Their exotic spices include cinnamon sticks, used for beef curry, and green cardamom, which is found in Biryani, a type of fried rice popular in Mindanao. Other rare spices they offer are coriander, an ingredient that can be used in chicken adobo, and black mustard seeds for Kadugu Sadam, a traditional South Indian rice dish. Assad Mini Mart also sells ground Indian chili powder (Php 55/100g), for those who love spicy dishes, and Shan Virgin Pink Himalayan Salt (Php 190/800g) for use in your salad, soups, or pasta. Not only does Himalayan Salt enhance the taste and flavors of any meal; it is also naturally fortified with 87 trace minerals that are good for the body.
A variety of Indian pastes like the Madras Curry Paste, Vindaloo Curry Paste, Balti, Garlic Relish, and Pilau Biryani are also available at Assad, for when you want to serve an Indian menu at home.
Currently, Assad Mini Mart has three branches in Metro Manila: Paco, Manila; Bel-Air, Makati; and San Roque, Marikina.
Raja Rasa Philippines
Searching for a great kick of spice in your cooking? You might find it in sambal, which is made from locally sourced chili, spices, and natural flavoring. Sambal is renowned in many countries in Southeast Asia, particularly in Indonesia, Malaysia, and Singapore. This condiment is an uncommon yet adaptable ingredient and can be used in an array of Pinoy dishes like adobo, pancit, and kang kong, or you can use it to add (a lot of) spice to your favorite sawsawan.
In the Philippines, Rasa Raja takes pride in offering the first and only Philippine-made Indonesian homestyle sambal. You can say that their version is authentic because Mr. Suharjo, who co-owns the store with his wife, is a native of Indonesia.
The name “Raja Rasa” literally translates to “The King of Taste” in Bahasa, that’s why each bottle of sambal is bursting with not just spice, but also flavor.
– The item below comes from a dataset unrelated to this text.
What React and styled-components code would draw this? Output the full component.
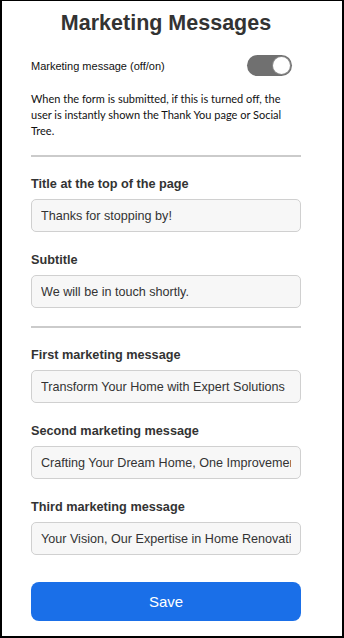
import React, { useState } from "react";
import styled, { createGlobalStyle } from "styled-components";

const GlobalStyle = createGlobalStyle`
  * { box-sizing: border-box; }
  body {
    margin: 0;
    background: #fff;
    font-family: "Liberation Sans", Arial, sans-serif;
  }
`;

const Frame = styled.div`
  width: 344px;
  height: 638px;
  border: 2px solid #000;
  border-top-width: 1px;
  background: #fff;
  overflow: hidden;
  padding: 9px 0 0 29px;
`;

const Panel = styled.div`
  width: 270px;
  display: flex;
  flex-direction: column;
`;

const Title = styled.h1`
  margin: 0;
  font-size: 21.5px;
  line-height: 26px;
  font-weight: 700;
  color: #333;
  text-align: center;
`;

const ToggleRow = styled.div`
  display: flex;
  align-items: center;
  justify-content: space-between;
  margin-top: 19px;
  padding-right: 9px;
`;

const ToggleLabel = styled.span`
  font-size: 11px;
  color: #111;
`;

const Switch = styled.button`
  position: relative;
  width: 45px;
  height: 21px;
  border: none;
  padding: 0;
  border-radius: 11px;
  background: ${(p) => (p.$on ? "#707070" : "#bdbdbd")};
  cursor: pointer;

  &::after {
    content: "";
    position: absolute;
    top: 2px;
    left: ${(p) => (p.$on ? "26px" : "2px")};
    width: 17px;
    height: 17px;
    border-radius: 50%;
    background: #fff;
    box-shadow: 0 0 0 1px #8a8a8a;
  }
`;

const Note = styled.p`
  margin: 15px 0 0;
  font-family: Lato, "Noto Sans", sans-serif;
  font-size: 11px;
  line-height: 16px;
  color: #111;
`;

const Divider = styled.hr`
  width: 100%;
  margin: ${(p) => p.$top || 18}px 0 19px;
  border: none;
  height: 2px;
  background: #cbcbcb;
`;

const Field = styled.label`
  display: flex;
  flex-direction: column;
  gap: 7px;
  & + & {
    margin-top: 20px;
  }
`;

const FieldLabel = styled.span`
  font-size: 12.7px;
  line-height: 16px;
  font-weight: 700;
  color: #333;
`;

const Input = styled.input`
  width: 100%;
  height: 33px;
  padding: 0 9px;
  border: 1px solid #d0d0d0;
  border-radius: 5px;
  background: #f7f7f7;
  font-family: "Liberation Sans", Arial, sans-serif;
  font-size: 12.6px;
  color: #333;
  outline: none;
`;

const SaveButton = styled.button`
  margin-top: 27px;
  height: 39px;
  width: 100%;
  border: none;
  border-radius: 8px;
  background: #1a6fe8;
  color: #fff;
  font-family: "Liberation Sans", Arial, sans-serif;
  font-size: 15px;
  cursor: pointer;
`;

const headerFields = [
  { label: "Title at the top of the page", value: "Thanks for stopping by!" },
  { label: "Subtitle", value: "We will be in touch shortly." },
];

const messageFields = [
  { label: "First marketing message", value: "Transform Your Home with Expert Solutions" },
  { label: "Second marketing message", value: "Crafting Your Dream Home, One Improvement at a Time" },
  { label: "Third marketing message", value: "Your Vision, Our Expertise in Home Renovation" },
];

function FieldList({ fields }) {
  return fields.map((f) => (
    <Field key={f.label}>
      <FieldLabel>{f.label}</FieldLabel>
      <Input defaultValue={f.value} />
    </Field>
  ));
}

export default function App() {
  const [on, setOn] = useState(true);

  return (
    <>
      <GlobalStyle />
      <Frame>
        <Panel>
          <Title>Marketing Messages</Title>
          <ToggleRow>
            <ToggleLabel>Marketing message (off/on)</ToggleLabel>
            <Switch $on={on} onClick={() => setOn(!on)} aria-label="toggle" />
          </ToggleRow>
          <Note>
            When the form is submitted, if this is turned off, the user is
            instantly shown the Thank You page or Social Tree.
          </Note>
          <Divider $top={16} />
          <FieldList fields={headerFields} />
          <Divider />
          <FieldList fields={messageFields} />
          <SaveButton>Save</SaveButton>
        </Panel>
      </Frame>
    </>
  );
}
Try Raja Rasa’s Sambal Terasi, or sambal with fermented shrimp paste, which sells for Php 280 per 200 ml bottle, and the Sambal Matah , or Indonesian salsa in corn oil. This condiment is best paired with roasted or fried meat dishes like lechon, lechon kawali, and chicharon.
Gerald.ph offers premium European products, from imported meat and seafood, cheese and dairy, supplements, ready-to-bake pastry mix, spices, and even hard-to-find ingredients.
They have a wide range of imported and gourmet seafood like anchovies (Php 250/78g), which is a key ingredient in some recipes you may have tried. These filleted small green fish are preserved in olive oil and salt to bring out the umami flavor that one would taste in a Shrimp and Anchovy pasta recipe. You can also drizzle some of its oil and add anchovy bits to your Caesar Salad, or top your pizza with it for that extra flavor.
Another product that’s quite difficult to find in Manila is tahini (Php 275/200g). Widely used in Middle Eastern cuisine, tahini is made from 100% ground hulled sesame seeds with no added preservatives or artificial flavorings. If you’re making salad dressings like green goddess or maple, or preparing a hummus dip, tahini is a great substitute for mayonnaise as it is dairy-free.
Visit Gerald.ph online.
Ever tried truffle-based dishes – pasta, fries, rice -- from local restaurants and attempted to replicate them at home? This unique flavor does not come cheap, and for good reason: truffles are extremely rare to find. But thanks to Urbani Truffles, a leading producer of truffles from Italy, this luxury of an ingredient can now be found in the Philippines, and at a more affordable price.
Truffles are considered rare due to their wild nature -- black truffles, for example, can flourish as deep as two feet underground and thrive near oak trees and hazelnuts. They require special attention and care to be in perfect condition and are only available for picking on certain months of the year.
Urbani Truffles offers a variety of products like Black Truffles with Mushroom (Php 579/180g) and White Truffles with Porcini (Php 579/180g ). Try mixing these in your fried rice (and pair it with porchetta!) or add some to your cream pasta for an instant upgrade.
Visit Urbani Truffles online and in their physical store at the Gateway Mall, Araneta Center, Cubao.
If you’re on the hunt for a rare ingredient, a haven of world-class gourmet products and other imported goods can be found at Säntis Delicatessen, from dairy and dry products, to meat, fish, sauces and spices.
One exotic spice they carry is the pink peppercorns (Php 20/10g) which are known to grow in the coast of Brazil. This spice has a unique sweet and mild taste that can enhance dishes like roasted salmon, mixed greens, fried chicken, and even tilapia.
Another rare herb is the saffron thread (Php 446/1g), which are thread-like red stigmas that give off a yellow hue to rice dishes such as paella. What makes this herb expensive and exotic is that it is tricky to harvest. Once its flower begins to bloom, it must be harvested the same day or it will wilt.
The search for that elusive ingredient is finally over! Which of these rare ingredients will you be adding to your pantry?